The comments by William Duhnke, chairman of the Public Company Accounting Oversight Board (PCAOB), comes as the latest in a series of statements in response to pressure from the White House and lawmakers to reduce the perceived risks Chinese companies pose to U.S. investors.

“I have been actively engaged with the (Big Four accounting firms) about how, in the absence of access, do we make sure staff can ensure audit quality of U.S.-listed Chinese companies,” said Duhnke, who sat on a virtual SEC panel on the topic with other U.S. regulatory authorities.

“We must trust and verify, but we have no ability to verify in China, and no prospects to do so on the horizon.”

The SEC has been locked in a decade-long struggle with the Chinese government to inspect audits of U.S.-listed Chinese companies, and its accounting arm is still unable to access those critical records, it has said.

The PCAOB, which was set up by the 2002 Sarbanes-Oxley Act and is overseen by the SEC, is tasked with policing the accounting firms that sign off on the books of the nation’s listed companies. Its problems with Chinese audit quality have been festering since 2011, when scores of Chinese companies trading on U.S. exchanges were accused of accounting irregularities.

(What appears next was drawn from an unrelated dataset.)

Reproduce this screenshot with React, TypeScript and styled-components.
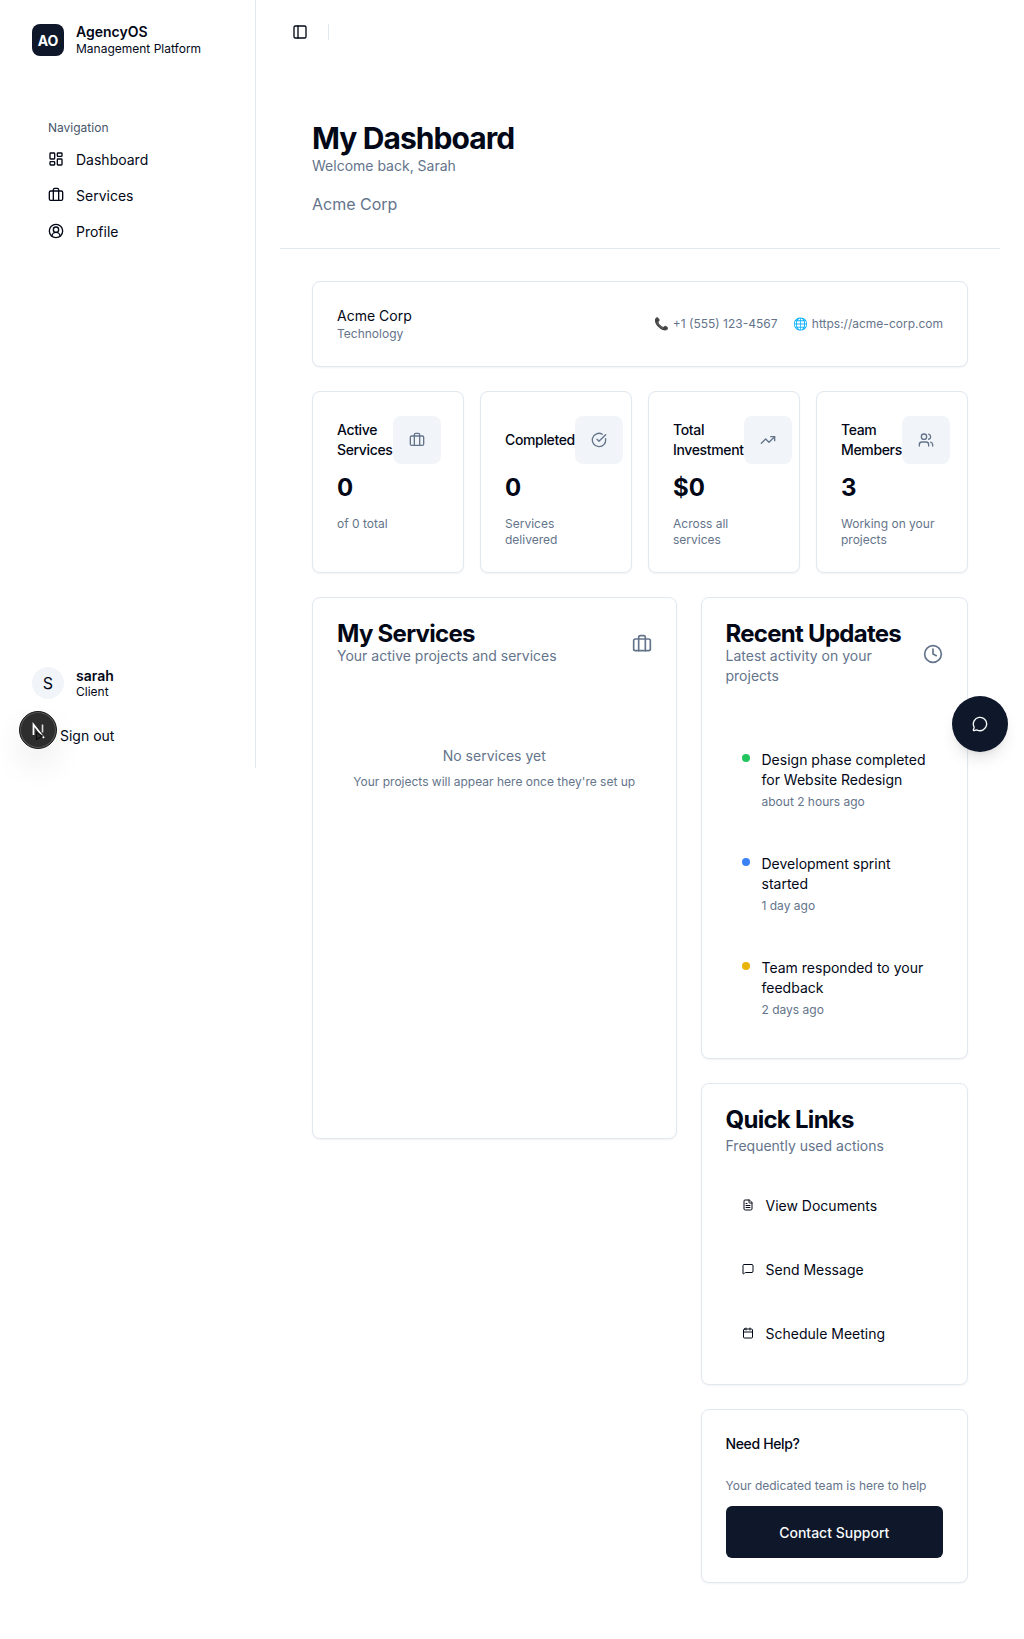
import React from "react";
import styled, { createGlobalStyle } from "styled-components";
import {
  LayoutDashboard,
  Briefcase,
  CircleUserRound,
  PanelLeft,
  CircleCheckBig,
  TrendingUp,
  Users,
  Clock,
  MessageCircle,
  FileText,
  MessageSquare,
  Calendar,
} from "lucide-react";

const GlobalStyle = createGlobalStyle`
  * { box-sizing: border-box; }
  html, body { margin: 0; padding: 0; background: #fff; }
  body {
    font-family: Inter, "Liberation Sans", sans-serif;
    color: #020817;
    -webkit-font-smoothing: antialiased;
  }
`;

const Page = styled.div`
  position: relative;
  display: flex;
  width: 1024px;
  min-height: 1639px;
`;

const Sidebar = styled.aside`
  display: flex;
  flex-direction: column;
  flex: 0 0 256px;
  height: 768px;
  border-right: 1px solid #e2e8f0;
`;

const Brand = styled.div`
  display: flex;
  align-items: center;
  gap: 12px;
  padding: 24px 32px;
  height: 80px;
`;

const LogoMark = styled.div`
  display: flex;
  align-items: center;
  justify-content: center;
  width: 32px;
  height: 32px;
  border-radius: 8px;
  background: #0f172a;
  color: #fff;
  font-size: 14px;
  font-weight: 700;
`;

const BrandText = styled.div`
  display: flex;
  flex-direction: column;
`;

const BrandName = styled.div`
  font-size: 14px;
  line-height: 16px;
  font-weight: 600;
`;

const BrandSub = styled.div`
  margin-top: 1px;
  font-size: 12px;
  line-height: 16px;
`;

const NavSection = styled.nav`
  display: flex;
  flex-direction: column;
  padding: 40px 48px 0;
  flex: 1;
`;

const NavLabel = styled.div`
  font-size: 12px;
  line-height: 16px;
  color: #475569;
  margin-bottom: 5px;
`;

const NavItem = styled.a`
  display: flex;
  align-items: center;
  gap: 12px;
  height: 36px;
  font-size: 14px;
  color: #020817;
  svg { width: 16px; height: 16px; }
`;

const UserBlock = styled.div`
  display: flex;
  flex-direction: column;
  padding: 0 32px 22px;
`;

const UserRow = styled.div`
  display: flex;
  align-items: center;
  gap: 12px;
  height: 32px;
`;

const Avatar = styled.div`
  display: flex;
  align-items: center;
  justify-content: center;
  width: 32px;
  height: 32px;
  border-radius: 50%;
  background: #f1f5f9;
  font-size: 16px;
`;

const UserName = styled.div`
  font-size: 14px;
  line-height: 16px;
  font-weight: 600;
`;

const UserRole = styled.div`
  font-size: 12px;
  line-height: 15px;
`;

const SignOut = styled.div`
  font-size: 14px;
  line-height: 20px;
  padding-left: 28px;
  margin-top: 27px;
`;

const Main = styled.main`
  flex: 1;
  min-width: 0;
  padding-right: 24px;
`;

const TopBar = styled.header`
  display: flex;
  align-items: center;
  height: 64px;
  padding-left: 36px;
  svg { width: 16px; height: 16px; }
`;

const TopDivider = styled.div`
  width: 1px;
  height: 16px;
  margin-left: 20px;
  background: #e2e8f0;
`;

const PageHead = styled.div`
  margin-top: 56px;
  margin-left: 24px;
  padding: 0 32px 32px;
  border-bottom: 1px solid #e2e8f0;
`;

const PageTitle = styled.h1`
  margin: 0;
  font-size: 30px;
  line-height: 36px;
  font-weight: 700;
  letter-spacing: -0.92px;
  color: #020817;
`;

const PageSub = styled.p`
  margin: 0;
  font-size: 14px;
  line-height: 20px;
  color: #64748b;
`;

const OrgName = styled.p`
  margin: 16px 0 0;
  font-size: 16px;
  line-height: 24px;
  color: #64748b;
`;

const Content = styled.div`
  display: flex;
  flex-direction: column;
  gap: 24px;
  margin-left: 24px;
  padding: 32px;
`;

const Card = styled.section`
  background: #fff;
  border: 1px solid #e2e8f0;
  border-radius: 8px;
  box-shadow: 0 1px 2px rgba(0, 0, 0, 0.05);
`;

const ClientCard = styled(Card)`
  display: flex;
  align-items: center;
  justify-content: space-between;
  height: 86px;
  padding: 0 24px;
`;

const ClientName = styled.div`
  font-size: 14px;
  line-height: 20px;
  font-weight: 400;
`;

const ClientIndustry = styled.div`
  font-size: 12px;
  line-height: 16px;
  color: #64748b;
`;

const Contacts = styled.div`
  display: flex;
  align-items: center;
  gap: 16px;
  font-size: 12px;
  line-height: 16px;
  color: #64748b;
`;

const StatGrid = styled.div`
  display: grid;
  grid-template-columns: repeat(4, 152px);
  gap: 16px;
`;

const StatCard = styled(Card)`
  height: 182px;
  padding: 24px;
`;

const StatHead = styled.div`
  display: flex;
  align-items: center;
  justify-content: space-between;
  height: 48px;
`;

const StatLabel = styled.div`
  font-size: 14px;
  line-height: 20px;
  font-weight: 500;
  letter-spacing: -0.35px;
  min-width: min-content;
`;

const StatIcon = styled.div`
  display: flex;
  flex: 0 0 48px;
  align-items: center;
  justify-content: center;
  width: 48px;
  height: 48px;
  border-radius: 8px;
  background: #f1f5f9;
  color: #64748b;
  svg { width: 16px; height: 16px; }
`;

const StatValue = styled.div`
  margin-top: 8px;
  font-size: 24px;
  line-height: 32px;
  font-weight: 700;
`;

const StatNote = styled.div`
  margin-top: 12px;
  font-size: 12px;
  line-height: 16px;
  color: #64748b;
`;

const Columns = styled.div`
  display: grid;
  grid-template-columns: 364.5px 267.5px;
  gap: 24px;
  align-items: start;
`;

const SideColumn = styled.div`
  display: flex;
  flex-direction: column;
  gap: 24px;
`;

const ServicesCard = styled(Card)`
  height: 542px;
  padding: 24px;
`;

const PanelHead = styled.div`
  display: flex;
  align-items: center;
  justify-content: space-between;
`;

const PanelTitle = styled.h2`
  margin: 0;
  font-size: 24px;
  line-height: 24px;
  font-weight: 700;
  letter-spacing: -0.72px;
`;

const PanelSub = styled.p`
  margin: 0;
  font-size: 14px;
  line-height: 20px;
  color: #64748b;
`;

const QuickSub = styled(PanelSub)`
  margin-top: 4px;
`;

const HeadIcon = styled.div`
  display: flex;
  color: #64748b;
  svg { width: 20px; height: 20px; }
`;

const EmptyState = styled.div`
  margin-top: 80px;
  text-align: center;
`;

const EmptyTitle = styled.div`
  font-size: 14px;
  line-height: 20px;
  color: #64748b;
`;

const EmptyNote = styled.div`
  margin-top: 8px;
  font-size: 12px;
  line-height: 16px;
  color: #64748b;
`;

const PanelCard = styled(Card)`
  padding: 24px;
`;

const Updates = styled.ul`
  list-style: none;
  margin: 48px 0 0;
  padding: 16px;
  display: flex;
  flex-direction: column;
  gap: 44px;
`;

const UpdateItem = styled.li`
  display: flex;
  gap: 12px;
`;

const Dot = styled.span<{ $color: string }>`
  flex: 0 0 8px;
  width: 8px;
  height: 8px;
  margin-top: 4px;
  border-radius: 50%;
  background: ${(p) => p.$color};
`;

const UpdateText = styled.div`
  font-size: 14px;
  line-height: 20px;
`;

const UpdateTime = styled.div`
  margin-top: 4px;
  font-size: 12px;
  line-height: 16px;
  color: #64748b;
`;

const LinkList = styled.div`
  display: flex;
  flex-direction: column;
  gap: 24px;
  margin: 29px 0 7px;
`;

const QuickLink = styled.a`
  display: flex;
  align-items: center;
  gap: 12px;
  height: 40px;
  padding-left: 16px;
  font-size: 14px;
  svg { width: 12px; height: 12px; }
`;

const HelpTitle = styled.div`
  font-size: 14px;
  line-height: 20px;
  font-weight: 500;
  letter-spacing: -0.35px;
`;

const HelpNote = styled.div`
  margin-top: 24px;
  font-size: 12px;
  line-height: 16px;
  color: #64748b;
`;

const ContactButton = styled.button`
  display: block;
  width: 100%;
  height: 52px;
  margin-top: 12px;
  border: 0;
  border-radius: 6px;
  background: #0f172a;
  color: #f8fafc;
  font: 500 14px Inter, sans-serif;
`;

const ChatFab = styled.button`
  position: absolute;
  left: 952px;
  top: 696px;
  display: flex;
  align-items: center;
  justify-content: center;
  width: 56px;
  height: 56px;
  border: 0;
  border-radius: 50%;
  background: #0f172a;
  color: #f8fafc;
  box-shadow: 0 10px 15px -3px rgba(0, 0, 0, 0.1), 0 4px 6px -4px rgba(0, 0, 0, 0.1);
  svg { width: 16px; height: 16px; }
`;

const DevBadge = styled.div`
  position: absolute;
  left: 19px;
  top: 711px;
  display: flex;
  align-items: center;
  justify-content: center;
  width: 38px;
  height: 38px;
  border-radius: 50%;
  background: #2e2e2e;
  border: 1px solid #1a1a1a;
  box-shadow: inset 0 0 0 1px #5a5a5a, 0 16px 32px rgba(0, 0, 0, 0.08);
`;

const stats = [
  { label: "Active Services", value: "0", note: "of 0 total", icon: <Briefcase /> },
  { label: "Completed", value: "0", note: "Services delivered", icon: <CircleCheckBig /> },
  { label: "Total Investment", value: "$0", note: "Across all services", icon: <TrendingUp /> },
  { label: "Team Members", value: "3", note: "Working on your projects", icon: <Users /> },
];

const updates = [
  { color: "#22c55e", text: "Design phase completed for Website Redesign", time: "about 2 hours ago" },
  { color: "#3b82f6", text: "Development sprint started", time: "1 day ago" },
  { color: "#eab308", text: "Team responded to your feedback", time: "2 days ago" },
];

const links = [
  { text: "View Documents", icon: <FileText /> },
  { text: "Send Message", icon: <MessageSquare /> },
  { text: "Schedule Meeting", icon: <Calendar /> },
];

export default function App() {
  return (
    <Page>
      <GlobalStyle />
      <Sidebar>
        <Brand>
          <LogoMark>AO</LogoMark>
          <BrandText>
            <BrandName>AgencyOS</BrandName>
            <BrandSub>Management Platform</BrandSub>
          </BrandText>
        </Brand>
        <NavSection>
          <NavLabel>Navigation</NavLabel>
          <NavItem><LayoutDashboard />Dashboard</NavItem>
          <NavItem><Briefcase />Services</NavItem>
          <NavItem><CircleUserRound />Profile</NavItem>
        </NavSection>
        <UserBlock>
          <UserRow>
            <Avatar>S</Avatar>
            <div>
              <UserName>sarah</UserName>
              <UserRole>Client</UserRole>
            </div>
          </UserRow>
          <SignOut>Sign out</SignOut>
        </UserBlock>
      </Sidebar>
      <Main>
        <TopBar>
          <PanelLeft />
          <TopDivider />
        </TopBar>
        <PageHead>
          <PageTitle>My Dashboard</PageTitle>
          <PageSub>Welcome back, Sarah</PageSub>
          <OrgName>Acme Corp</OrgName>
        </PageHead>
        <Content>
          <ClientCard>
            <div>
              <ClientName>Acme Corp</ClientName>
              <ClientIndustry>Technology</ClientIndustry>
            </div>
            <Contacts>
              <span>📞 +1 (555) 123-4567</span>
              <span>🌐 https://acme-corp.com</span>
            </Contacts>
          </ClientCard>
          <StatGrid>
            {stats.map((s) => (
              <StatCard key={s.label}>
                <StatHead>
                  <StatLabel>{s.label}</StatLabel>
                  <StatIcon>{s.icon}</StatIcon>
                </StatHead>
                <StatValue>{s.value}</StatValue>
                <StatNote>{s.note}</StatNote>
              </StatCard>
            ))}
          </StatGrid>
          <Columns>
            <ServicesCard>
              <PanelHead>
                <div>
                  <PanelTitle>My Services</PanelTitle>
                  <PanelSub>Your active projects and services</PanelSub>
                </div>
                <HeadIcon><Briefcase /></HeadIcon>
              </PanelHead>
              <EmptyState>
                <EmptyTitle>No services yet</EmptyTitle>
                <EmptyNote>Your projects will appear here once they're set up</EmptyNote>
              </EmptyState>
            </ServicesCard>
            <SideColumn>
              <PanelCard>
                <PanelHead>
                  <div>
                    <PanelTitle>Recent Updates</PanelTitle>
                    <PanelSub>Latest activity on your projects</PanelSub>
                  </div>
                  <HeadIcon><Clock /></HeadIcon>
                </PanelHead>
                <Updates>
                  {updates.map((u) => (
                    <UpdateItem key={u.text}>
                      <Dot $color={u.color} />
                      <div>
                        <UpdateText>{u.text}</UpdateText>
                        <UpdateTime>{u.time}</UpdateTime>
                      </div>
                    </UpdateItem>
                  ))}
                </Updates>
              </PanelCard>
              <PanelCard>
                <PanelTitle>Quick Links</PanelTitle>
                <QuickSub>Frequently used actions</QuickSub>
                <LinkList>
                  {links.map((l) => (
                    <QuickLink key={l.text}>{l.icon}{l.text}</QuickLink>
                  ))}
                </LinkList>
              </PanelCard>
              <PanelCard>
                <HelpTitle>Need Help?</HelpTitle>
                <HelpNote>Your dedicated team is here to help</HelpNote>
                <ContactButton>Contact Support</ContactButton>
              </PanelCard>
            </SideColumn>
          </Columns>
        </Content>
      </Main>
      <DevBadge>
        <svg width="22" height="22" viewBox="0 0 22 22" fill="none">
          <path d="M6.5 16V5.5L17 19" stroke="#fff" strokeWidth="1.8" />
          <path d="M15.5 5.5v8" stroke="#ddd" strokeWidth="1.6" />
          <path d="M9.5 13.5v7l6-3.5z" fill="#2e2e2e" stroke="#0c0c0c" strokeWidth="1.1" />
        </svg>
      </DevBadge>
      <ChatFab><MessageCircle /></ChatFab>
    </Page>
  );
}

Chinese authorities have long resisted audit papers leaving China, making it hard for U.S. regulators to check the quality of audits of Chinese companies.

But a bill passed by the U.S. Senate which, if signed by President Donald Trump, would require U.S.-listed foreign companies to disclose levels of government control. It would also require that Chinese companies comply with U.S. oversight of their audits or potentially face being delisted.

Chinese firms accounted for about a third, or some $279 billion, of funds raised globally via IPOs in the past five years. About half of that was offshore of China, mostly through New York and Hong Kong floats.[nL4N2DL03X]

Amy McGarrity, the chief investment officer at the Public Employees’ Retirement Association of Colorado said that investors should have access to “ample” disclosures, but was worried restricting listing of Chinese companies could harm U.S. capital markets and force investors to private markets.